Sneaky opportunism at the last cabinet meeting
The State of Israel is not a research laboratory for experiments on the High Court of Justice, which remains the individual's strongest sanctuary in his challenge against the authorities.
Sunday's cabinet meeting is the end of the road. The long, distant road, which never brimmed with glory, will conclude with a series of discussions on issues of substance. All those present at the next cabinet meeting will make do with smiles and light pats on the back, during which it will be obvious to all that the ministers will soon comprise an "exiting government" (otherwise known as "transitional government"), and not a normal government. This new state of affairs will go into effect once Prime Minister Ehud Olmert announces his resignation.
So what will happen this morning? Theoretically, in a country lacking in basic principles of good governance that go beyond basic laws, everything is permissible. The government is still formally a government to all intents and purposes, and theoretically it could continue enacting policy without any specific legal hindrances to worry about. Yet the reality is not so.
According to a multi-faceted High Court ruling issued in connection with numerous scenarios, all administrative bodies must act reasonably and proportionately. In 2000, then-attorney general Elyakim Rubinstein tried to dissuade then-prime minister Ehud Barak from continuing to push forward the diplomatic shopping cart with the Palestinians, but the tendency to act won out in the end, and the High Court declined to intervene.
Last Wednesday, Attorney General Menachem Mazuz announced that the government needs to demonstrate caution in imposing its authority, including in matters related to the peace process, as well as making political and bureaucratic appointments. Mazuz was replying to Knesset members who urged that he prevents the prime minister from taking diplomatic steps. The attorney general reasoned that while the government is not to be considered a transitional caretaker government at this juncture, Olmert's imminent resignation will render it such. "We are in the midst of an unusual, unique situation that, even at this early stage, requires a cautious approach in exerting the government's and ministers' authorities," Mazuz said.

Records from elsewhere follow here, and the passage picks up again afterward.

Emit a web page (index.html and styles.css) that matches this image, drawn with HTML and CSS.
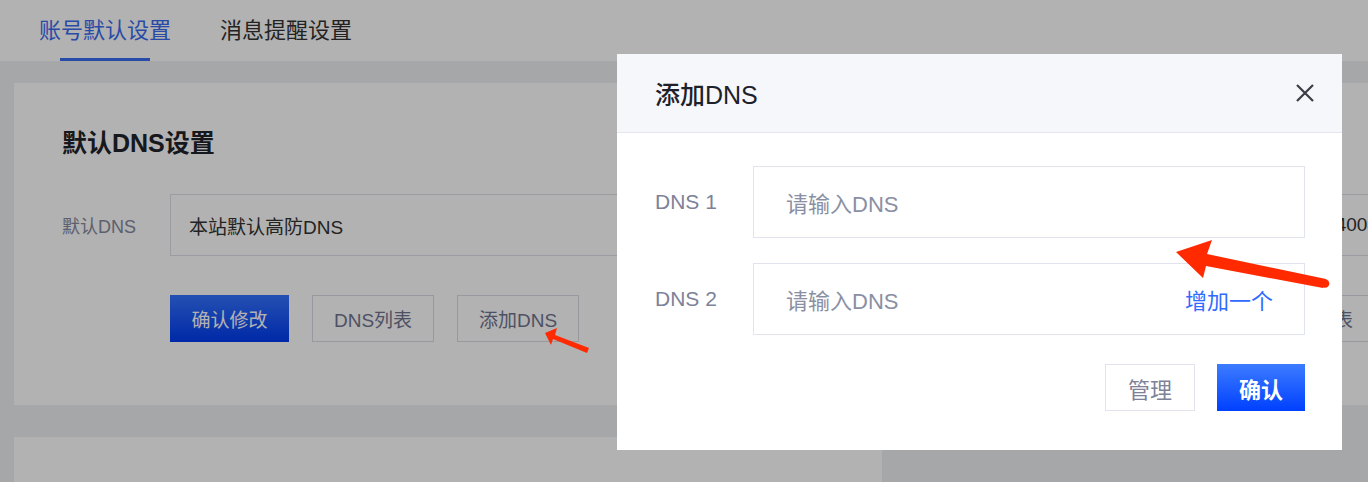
FILE: index.html
```html
<!DOCTYPE html>
<html lang="zh-CN">

<head>
    <meta charset="UTF-8">
    <meta name="viewport" content="width=device-width, initial-scale=1.0">
    <title>账号默认设置</title>
    <link rel="stylesheet" href="styles.css">
</head>

<body>
    <div class="tabs">
        <a class="tab tab-active">账号默认设置</a>
        <a class="tab">消息提醒设置</a>
    </div>

    <div class="main">
        <section class="card">
            <h2 class="card-title">默认DNS设置</h2>
            <div class="form-row">
                <label class="form-label">默认DNS</label>
                <div class="select-box">
                    <span>本站默认高防DNS</span>
                    <span class="select-extra">4008-000-000</span>
                </div>
            </div>
            <div class="btn-row">
                <button class="btn btn-primary">确认修改</button>
                <button class="btn btn-plain">DNS列表</button>
                <button class="btn btn-plain">添加DNS</button>
                <button class="btn btn-plain btn-far">DNS列表</button>
            </div>
        </section>
        <section class="card card-small"></section>
    </div>

    <div class="mask"></div>

    <div class="modal">
        <div class="modal-header">
            <span class="modal-title">添加DNS</span>
            <svg class="modal-close" width="18" height="18" viewBox="0 0 18 18">
                <path d="M1 1 L17 17 M17 1 L1 17" stroke="#3a3d46" stroke-width="2.2" fill="none" />
            </svg>
        </div>
        <div class="modal-body">
            <div class="field">
                <span class="field-label">DNS 1</span>
                <div class="field-input">
                    <span class="placeholder">请输入DNS</span>
                </div>
            </div>
            <div class="field">
                <span class="field-label">DNS 2</span>
                <div class="field-input">
                    <span class="placeholder">请输入DNS</span>
                    <a class="add-link">增加一个</a>
                </div>
            </div>
            <div class="modal-footer">
                <button class="btn-modal btn-manage">管理</button>
                <button class="btn-modal btn-ok">确认</button>
            </div>
        </div>
    </div>

    <!-- annotation arrows -->
    <svg class="arrows" width="1368" height="482" viewBox="0 0 1368 482">
        <polygon fill="#ff2a00"
            points="545,333 557,328 555,335 589,348 587,353 553,339 551,345" />
        <polygon fill="#ff2a00"
            points="1176,252 1212,240 1207,254 1326,279 1323,288 1206,266 1203,278" />
        <circle cx="1325" cy="283.5" r="4.3" fill="#ff2a00" />
    </svg>
</body>

</html>
```

FILE: styles.css
```css
* {
    box-sizing: border-box;
}

body {
    margin: 0;
    font-family: "Liberation Sans", "Noto Sans CJK SC", sans-serif;
    background-color: #edeff3;
    overflow: hidden;
    height: 482px;
}

.tabs {
    height: 61px;
    background-color: #fff;
    display: flex;
    gap: 49px;
    padding-left: 39px;
}

.tab {
    position: relative;
    font-size: 22px;
    line-height: 61px;
    color: #333;
}

.tab-active {
    color: #3a6cf0;
}

.tab-active::after {
    content: "";
    position: absolute;
    left: 21px;
    bottom: 0;
    width: 90px;
    height: 3px;
    background-color: #3a6cf0;
}

.main {
    padding: 22px 0 0 14px;
}

.card {
    background-color: #fff;
    height: 322px;
    padding: 44px 0 0 48px;
    overflow: hidden;
    margin-bottom: 32px;
}

.card-small {
    width: 868px;
    height: 60px;
}

.card-title {
    margin: 0;
    font-size: 25px;
    line-height: 32px;
    font-weight: 600;
    color: #1f2329;
}

.form-row {
    display: flex;
    align-items: center;
    margin-top: 35px;
}

.form-label {
    flex: none;
    width: 108px;
    font-size: 18px;
    color: #858a9e;
}

.select-box {
    flex: none;
    width: 1305px;
    height: 62px;
    border: 1px solid #dde0e7;
    display: flex;
    align-items: center;
    justify-content: space-between;
    padding: 0 20px 0 18px;
    font-size: 19px;
    color: #333;
}

.btn-row {
    display: flex;
    gap: 23px;
    margin-top: 39px;
    padding-left: 108px;
}

.btn {
    flex: none;
    height: 47px;
    font-family: inherit;
    font-size: 19px;
    border-radius: 0;
    cursor: pointer;
}

.btn-primary {
    width: 119px;
    border: none;
    color: #fff;
    background: linear-gradient(#3573ff, #003bf0);
}

.btn-plain {
    width: 122px;
    border: 1px solid #d8dbe3;
    background-color: #fff;
    color: #707590;
}

.btn-far {
    margin-left: 652px;
    width: 160px;
    text-align: left;
    padding-left: 20px;
}

.mask {
    position: fixed;
    inset: 0;
    background-color: rgba(0, 0, 0, 0.3);
}

.modal {
    position: absolute;
    left: 617px;
    top: 54px;
    width: 725px;
    height: 396px;
    background-color: #fff;
}

.modal-header {
    height: 79px;
    background-color: #f6f7fb;
    border-bottom: 1px solid #e4e6ef;
    display: flex;
    align-items: center;
    justify-content: space-between;
    padding: 0 28px 0 38px;
}

.modal-title {
    font-size: 25px;
    font-weight: 500;
    color: #1d2129;
}

.modal-body {
    padding: 33px 37px 0 38px;
}

.field {
    display: flex;
    align-items: center;
    margin-bottom: 25px;
}

.field-label {
    flex: none;
    width: 98px;
    font-size: 21px;
    color: #7d8298;
}

.field-input {
    flex: 1;
    height: 72px;
    border: 1px solid #e1e4ee;
    display: flex;
    align-items: center;
    justify-content: space-between;
    padding: 0 31px 0 32px;
    font-size: 22px;
}

.placeholder {
    color: #8a8fa4;
}

.add-link {
    color: #2f6bff;
}

.modal-footer {
    display: flex;
    justify-content: flex-end;
    gap: 22px;
    margin-top: 4px;
    padding-top: 4px;
}

.btn-modal {
    flex: none;
    height: 47px;
    font-family: inherit;
    font-size: 22px;
    border-radius: 0;
    cursor: pointer;
}

.btn-manage {
    width: 90px;
    border: 1px solid #e1e4ee;
    background-color: #fff;
    color: #7d8298;
}

.btn-ok {
    width: 88px;
    border: none;
    color: #fff;
    font-weight: 600;
    background: linear-gradient(#3d7cff, #0040ff);
}

.arrows {
    position: absolute;
    left: 0;
    top: 0;
}
```
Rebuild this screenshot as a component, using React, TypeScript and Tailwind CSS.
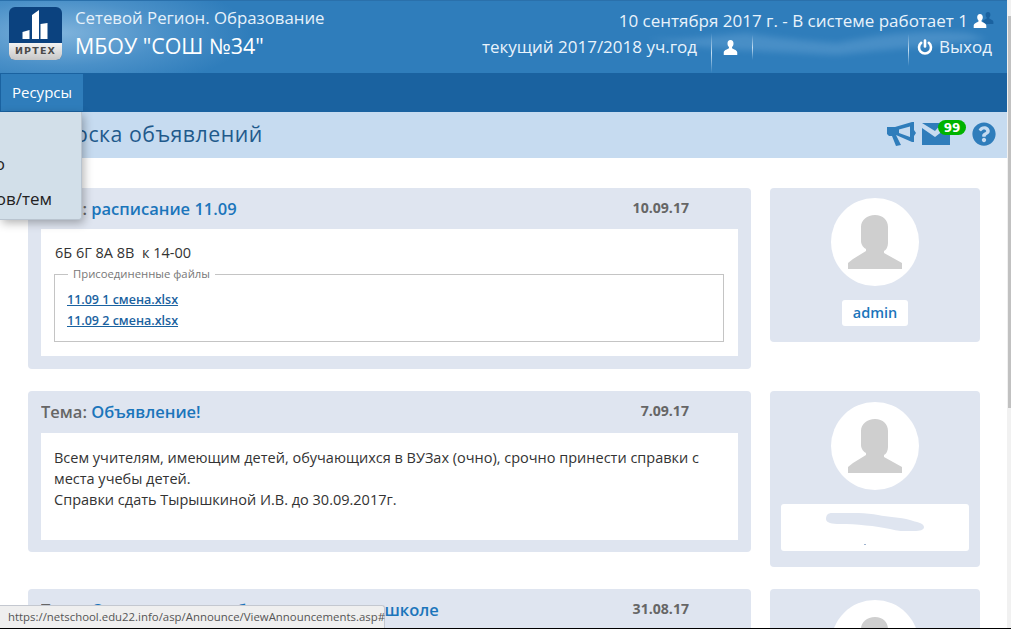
import { FaQuestionCircle } from "react-icons/fa";

const font = "font-['Open_Sans','Noto_Sans',sans-serif]";
const sep = "w-px bg-[linear-gradient(transparent,#c4def2,transparent)]";

function Glyph({ className }: { className: string }) {
  return (
    <svg viewBox="0 0 16 16" className={className} fill="currentColor">
      <path d="M8 0C5.900 0 4.800 1.500 4.800 3.600c0 1.400.5 2.800 1.400 3.700.3.4.3 1 0 1.400C5 9.900 1 10.500.8 13.200V16h14.400v-2.800c-.2-2.700-4.200-3.300-5.400-4.500-.3-.4-.3-1 0-1.400.9-.9 1.400-2.300 1.400-3.700C11.200 1.500 10.100 0 8 0z" />
    </svg>
  );
}

function Avatar() {
  return (
    <div className="flex h-[88px] w-[88px] items-center justify-center rounded-full bg-white">
      <svg viewBox="0 0 54 54" className="h-[54px] w-[54px]" fill="#cfcfcf">
        <path d="M27 0c8 0 13 5 13 12v16c0 4-2 7-4 8v2l18 10v6H0v-6l5-4 13-8v-2c-2-1-5-4-5-8V12C13 5 19 0 27 0z" />
      </svg>
    </div>
  );
}

function Card({
  subject,
  date,
  children,
  height,
  body,
}: {
  subject: React.ReactNode;
  date: string;
  children: React.ReactNode;
  height: string;
  body: string;
}) {
  return (
    <div className={`flex w-[723px] shrink-0 flex-col rounded-[4px] bg-[#dfe5f0] ${height}`}>
      <div className="flex h-[41px] shrink-0 items-center px-[13px]">
        <div className="mt-px w-[590px] truncate text-[16.500px] font-semibold text-[#666]">{subject}</div>
        <div className="-mt-px w-[58px] text-right text-[14.100px] font-bold whitespace-nowrap text-[#666]">{date}</div>
      </div>
      <div className={`mx-[13px] flex-1 bg-white pr-[14px] pl-[13px] ${body}`}>{children}</div>
    </div>
  );
}

export default function App() {
  return (
    <div className={`relative h-[629px] w-[1011px] overflow-hidden bg-white ${font}`}>
      <div className="mr-[4px]">
        <header className="relative flex h-[73px] items-start justify-between overflow-hidden border-t border-[#2a70ab] bg-[#2f7dbb] bg-[radial-gradient(ellipse_190px_60px_at_60px_32px,#7fb3dc_0%,#4a90c8_55%,transparent_100%)] pr-[15px] pl-[9px] text-white">
          <svg viewBox="0 0 340 40" className="absolute top-[24px] right-[20px] h-[40px] w-[340px] opacity-40 blur-[3px]" fill="#6fa9d8">
            <path d="M0 14C40 16 70 10 100 8c20 4 60 8 90 10 40-8 80-14 130-10l20 6c-60 8-100 10-150 16C130 26 60 26 0 14z" />
          </svg>
          <div className="relative flex items-start">
            <div className="relative mt-[6px] h-[53px] w-[53px] overflow-hidden rounded-[6px] bg-[#0b427f]">
              <svg viewBox="0 0 53 36" className="absolute top-0 left-0 h-[36px] w-[53px]" fill="white">
                <path d="M13.500 25l7-2v9h-7zM23 8l7-5v29h-7zM31.500 17l7-1v16h-7z" />
              </svg>
              <div className="absolute right-0 bottom-0 left-0 flex h-[17px] items-center justify-center bg-[linear-gradient(#f3f3f3,#c6c6c6)] font-['DejaVu_Sans',sans-serif] text-[9.500px] font-bold tracking-[1.200px] text-[#4a4a4a]">
                ИРТЕХ
              </div>
            </div>
            <div className="ml-[13px]">
              <div className="mt-[6px] text-[16.800px] leading-[22px] whitespace-nowrap text-[#e6f1fa]">Сетевой Регион. Образование</div>
              <div className="mt-[4px] text-[21.400px] leading-[26px] font-medium whitespace-nowrap">МБОУ "СОШ №34"</div>
            </div>
          </div>
          <div className="relative flex flex-col items-end text-[#e9f3fb]">
            <div className="mt-[8px] flex h-[24px] items-center text-[17px] whitespace-nowrap">
              10 сентября 2017 г. - В системе работает 1
              <span className="relative ml-[5px] h-[14px] w-[19px]">
                <Glyph className="absolute top-[-3px] left-[9px] h-[14px] w-[12px] text-[#1a62a0]" />
                <Glyph className="absolute top-0 left-0 h-[14px] w-[14px] text-white" />
              </span>
            </div>
            <div className="mt-px flex h-[26px] items-center text-[17px] whitespace-nowrap">
              <span>текущий 2017/2018 уч.год</span>
              <span className={`mt-[12px] ml-[14px] h-[40px] ${sep}`} />
              <Glyph className="mr-[14px] ml-[11px] h-[15px] w-[15px] text-white" />
              <span className={`h-[25px] ${sep}`} />
              <span className={`mt-[6px] ml-[155px] h-[32px] ${sep}`} />
              <svg viewBox="0 0 16 16" className="mr-[6px] ml-[8px] h-[16px] w-[16px]" fill="none" stroke="white" strokeWidth="2.600" strokeLinecap="round">
                <path d="M8 1.500v6" />
                <path d="M4.200 3.800a6 6 0 1 0 7.600 0" />
              </svg>
              <span className="font-medium">Выход</span>
            </div>
          </div>
        </header>

        <nav className="flex h-[39px] items-end bg-[#1a62a0]">
          <div className="mb-px ml-px flex h-[37px] w-[82px] items-center justify-center bg-[#2f7dbb] text-[15px] text-white">Ресурсы</div>
        </nav>

        <div className="flex h-[46px] items-center justify-between bg-[#c6dbf0] pr-[11px] pl-[60px]">
          <div className="-mt-[2px] text-[21.300px] tracking-[0.5px] text-[#1f5a8c]">Доска объявлений</div>
          <div className="-mt-[2px] flex items-center text-[#2f7dbb]">
            <svg viewBox="0 0 29 24" className="-ml-px h-[24px] w-[29px]" fill="currentColor" fillRule="evenodd">
              <path d="M0 5h8L25 0h2v8l2 3-2 3v6h-2L9 13l5 10-5 1-4-10H2l-2-2zM12 7.500v3.500l11 4V4.500z" />
            </svg>
            <div className="relative ml-[6px] h-[22px] w-[28px]">
              <svg viewBox="0 0 28 22" className="h-[22px] w-[28px]" fill="currentColor">
                <path d="M0 0h20L13 8 0 0zM0 5l13 9 9-7h6v15H0z" />
              </svg>
              <span className="absolute top-[-3px] left-[16px] flex h-[15px] w-[28px] items-center justify-center rounded-full bg-[#00b300] font-['DejaVu_Sans',sans-serif] text-[12px] font-bold text-white">
                99
              </span>
            </div>
            <FaQuestionCircle className="ml-[22px] h-[24px] w-[24px]" />
          </div>
        </div>

        <main className="flex flex-col gap-[22px] pt-[30px] pl-[28px]">
          <section className="flex items-start gap-[19px]">
            <Card
              height="h-[181px]"
              body="mb-[13px]"
              date="10.09.17"
              subject={
                <>
                  Тема: <span className="text-[#1b75bb]">расписание 11.09</span>
                </>
              }
            >
              <p className="pt-[13px] pl-px text-[14.500px] leading-[22px] whitespace-pre text-[#333]">6Б 6Г 8А 8В  к 14-00</p>
              <fieldset className="mt-[3px] h-[75px] border border-[#c4c4c4] px-[12px]">
                <legend className="ml-px px-[5px] text-[11.300px] leading-[14px] text-[#777]">Присоединенные файлы</legend>
                <a className="mt-[8px] block text-[12.500px] leading-[21px] font-semibold text-[#1a62a0] underline">11.09 1 смена.xlsx</a>
                <a className="block text-[12.500px] leading-[21px] font-semibold text-[#1a62a0] underline">11.09 2 смена.xlsx</a>
              </fieldset>
            </Card>
            <aside className="flex h-[154px] w-[210px] flex-col items-center rounded-[4px] bg-[#dfe5f0] pt-[10px]">
              <Avatar />
              <div className="mt-[14px] flex h-[26px] w-[66px] items-center justify-center rounded-[3px] bg-white text-[14.500px] font-semibold text-[#1b75bb]">admin</div>
            </aside>
          </section>

          <section className="flex items-start gap-[19px]">
            <Card
              height="h-[161px]"
              body="mt-px mb-[12px]"
              date="7.09.17"
              subject={
                <>
                  Тема: <span className="text-[#1b75bb]">Объявление!</span>
                </>
              }
            >
              <p className="pt-[14px] text-[14.500px] leading-[21px] text-[#333]">
                Всем учителям, имеющим детей, обучающихся в ВУЗах (очно), срочно принести справки с места учебы детей.
                <br />
                Справки сдать Тырышкиной И.В. до 30.09.2017г.
              </p>
            </Card>
            <aside className="flex h-[176px] w-[210px] flex-col items-center rounded-[4px] bg-[#dfe5f0] pt-[11px]">
              <Avatar />
              <div className="relative mt-[14px] flex h-[47px] w-[188px] justify-center rounded-[3px] bg-white pt-[9px]">
                <svg viewBox="0 0 98 18" className="h-[18px] w-[98px]" fill="#dfe5f0">
                  <path d="M6 0C20-1 40 0 52 2c10 2 22 2 32 5 6 2 14 3 14 7 0 3-4 4-10 4-8 1-16 0-24-2C50 13 30 11 14 11 6 11 0 10 0 6s2-6 6-6z" />
                </svg>
                <span className="absolute top-[40px] left-[83px] h-px w-[2px] bg-[#9fb4d0]" />
              </div>
            </aside>
          </section>

          <section className="flex items-start gap-[19px]">
            <Card
              height="h-[161px]"
              body="mb-[12px]"
              date="31.08.17"
              subject={
                <>
                  Тема: <span className="text-[#1b75bb]">Организация учебного процесса в школе</span>
                </>
              }
            >
              <span />
            </Card>
            <aside className="flex h-[176px] w-[210px] flex-col items-center rounded-[4px] bg-[#dfe5f0] pt-[11px]">
              <Avatar />
            </aside>
          </section>
        </main>
      </div>

      <div className="absolute top-[112px] left-0 h-[108px] w-[82px] overflow-hidden rounded-br-[3px] border-r border-b border-[#b9c4cf] bg-[#d2dfe9] text-[17px] text-[#222] shadow-[2px_3px_10px_rgba(0,0,0,0.3)]">
        <div className="absolute top-[39px] right-[76px] whitespace-nowrap">Портфолио</div>
        <div className="absolute top-[74px] right-[29px] whitespace-nowrap">Список бланков/тем</div>
      </div>

      <div className="absolute top-0 right-0 h-[628px] w-[4px] bg-[#f1f1f1]">
        <div className="absolute top-[16px] right-0 h-[392px] w-[3px] bg-[#c1c1c1]" />
      </div>

      <div className="absolute bottom-px left-0 flex h-[23px] w-[385px] items-center rounded-tr-[3px] border-t border-r border-[#c4c8d0] bg-[#efefef] pl-[8px] text-[11.400px] whitespace-nowrap text-[#555]">
        https://netschool.edu22.info/asp/Announce/ViewAnnouncements.asp#
      </div>
      <div className="absolute bottom-0 left-0 h-px w-full bg-black" />
    </div>
  );
}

The basic guidelines relating to caretaker governments were established by an extended panel of High Court justices in January 2001, who issued their ruling in response to a petition against the Barak government's diplomatic negotiations following the premier's resignation. It would appear that these principles also apply to a government prior to a prime minister's formal resignation. In the ruling, Supreme Court President Aharon Barak made it clear that a government's resignation does not leave a vacuum of authority in its wake, and that the government continues to perform its functions so as to ensure continuity and stability. The court said the government must act reasonably and proportionately, and must exercise a level of restraint that is commensurate with its standing - unless there exists a "public need for action," such as defending the country in a time of war.
The most infuriating interpretation of the court ruling was provided by the prime minister and Justice Minister Daniel Friedmann, both of whom scheduled a meeting this morning to discuss the latter's proposal to amend the Basic Law: The Judiciary in a manner that would limit the Supreme Court's authority to annul laws that run counter to the Basic Laws.
The proposal was conceived a year ago, but Friedmann refrained from submitting it for government approval out of fear that the Labor Party would vote it down. The proposal was designed to effectively undo the constitutional revolution that has determined the course of events in Israel over the last 16 years. Today, all courts are authorized to declare a law unconstitutional, but in practice only the High Court does so. According to Friedmann's bill, only an expanded panel of nine High Court justices would be authorized to rule on a law's constitutionality, on condition that the matter deals with an infringement on basic rights as stipulated in the Basic Law: Human Dignity and Liberty, and Basic Law: Freedom of Occupation.
The High Court would thus not be permitted to rule on the most significant petition awaiting adjudication - the question of the privatization of prisons, which is tied to Basic Law: The Government. Friedmann's bill would enable the government to reenact any law struck down by the High Court so long as it wins approval from 61 MKs, with no need to amend the basic law as is required today, something which evokes a public debate irrespective of the formal majority needed to change the law.
In December 2005, the Supreme Court noted that during a transitional phase, "something happened to the foundation of authority," and that the ruling body is obligated "to act with restraint in imposing its authority in relation to all those matters that are not urgent and especially necessary to act upon."
In March 2006, the court ruled that during such a period, it would be improper to deal with fundamental changes such as determining the necessity of removing a minister who has yet to be served with an indictment.
The justice minister, who has ignored the High Court ruling and shunned considerations based on constitutional principles, allowed an official in his entourage to declare that he is not "carrying out an underhanded maneuver" on the eve of Olmert's resignation, since nobody can "expect that ministers remain glued to their seats until the end of their terms without being able to make decisions on matters they consider important."
Whoever values the rule of law expects Friedmann to get up and walk away. The new prime minister, whoever that may be, should show him the door on his way back to the academic work in which he so excelled. The State of Israel is not a research laboratory for experiments on the High Court of Justice, which remains the individual's strongest sanctuary in his challenge against the authorities.